But, of course, a night nanny is an expense that probably wouldn’t ever be paid for by any insurance company or government agency—it was silly of me to even think that for a second. Instead, night nannies are a luxury, a benefit afforded to those capable of paying $20 to $40 an hour for their sleep.

I’ve had clients that don’t make eye contact, that essentially throw their baby at me and shut the door. It doesn’t feel good to be treated like a lower class.

Which got me thinking, what kind of people hire night nannies? And what stories could those nannies tell?

It turns out, there are some doozies. I spoke to a handful of night nannies on the condition of anonymity, and these are the stories they shared:

“Most of the time, I show up to work with no makeup on, in sweats, simply comfortable and ready to spend a night waking up with babies. I’m also a new mom myself, so … there is no 'cute' happening for me.

"There was this one father of triplets who was trying his best but was clueless. He would spend a lot of time after his wife went to bed asking me questions about the babies. Rare, because most husbands crash immediately once we get there, but like I said, he was trying.

"This job lasted several months, and eventually it transitioned into his offering me alcohol. I always declined, stating I wanted to be professional and all-there to care for his triplets. But then, it advanced to him making actual passes at me.

"I ended up having to tell him that his behavior was out of line. I said, ‘I’m going to chalk this up to you being sleep-deprived, so you should probably go get some rest. But if you ever start acting sleep-deprived toward me again, I’ll have to tell my boss and your wife.’

"Thankfully, it never happened again, and he suddenly seemed to have a newfound respect for his marriage. I know things can get strained between a couple right after a new baby, and I’m sure that’s even more true after three new babies. But hopefully he turned things around and started being the husband his wife needed him to be.”

Ugggggh! Right?!? You want to know the worst part, though? This wasn’t the only story I heard like this. One nanny revealed she had a client who tried to slide into bed with her, explaining that it was a “straight-up terrifying encounter.”

So, apparently you don’t have to be a good person to hire a night nanny. Night nannies are earning their wage, not only by spending all night waking up with someone else’s baby, but also by putting themselves at risk of having to deal with creepy husbands in the middle of the night.

Here’s to hoping you can trust your husband with the night nanny.

Still, most of the stories I heard were more positive. Some nannies talked about really starting to care for the families they were helping, and even being hired on as long-term day nannies after their night nannying gigs were over. One even said:

“I had a couple thank me for preventing their divorce. They said that their marriage was falling apart when their twins first arrived, but that letting them sleep helped return sanity to their lives, and even helped the mom with her postpartum depression.”

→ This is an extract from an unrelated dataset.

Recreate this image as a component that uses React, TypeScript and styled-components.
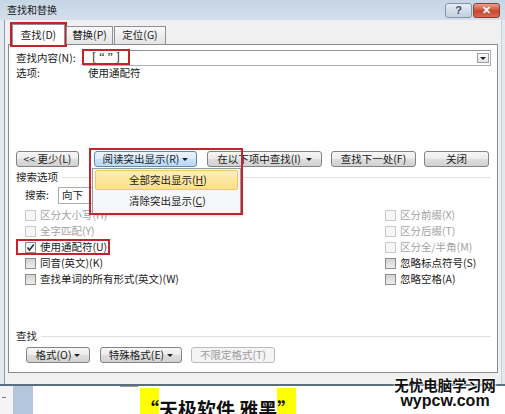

Of course, there were also the complaints. Like this one:

“Being straight-up treated like ‘the help’ is hard. It rarely happens, but when it does, it sucks. I’ve had clients that don’t make eye contact, that essentially throw their baby at me and shut the door. It doesn’t feel good to be treated like a lower class.”

And this one:

“The company I work for is really clear about what is and is not included in our services. I am there to care for the baby throughout the night, and when he/she/they are sleeping, so am I. I had one client who simply could not accept this. She kept saying that she was paying me for every hour I was ‘on the clock,’ and that I should be working, even if the baby was sleeping. She wanted me doing her laundry and her household chores, even though our contracts explicitly state that’s not what we’re hired to do! She would also always try to keep us (me, and the other nannies who worked for her on different nights) late, and would threaten to get us fired if we spoke up. Thankfully, the couple who owns the business I work for is amazing, and when I went to them, they immediately had our backs.”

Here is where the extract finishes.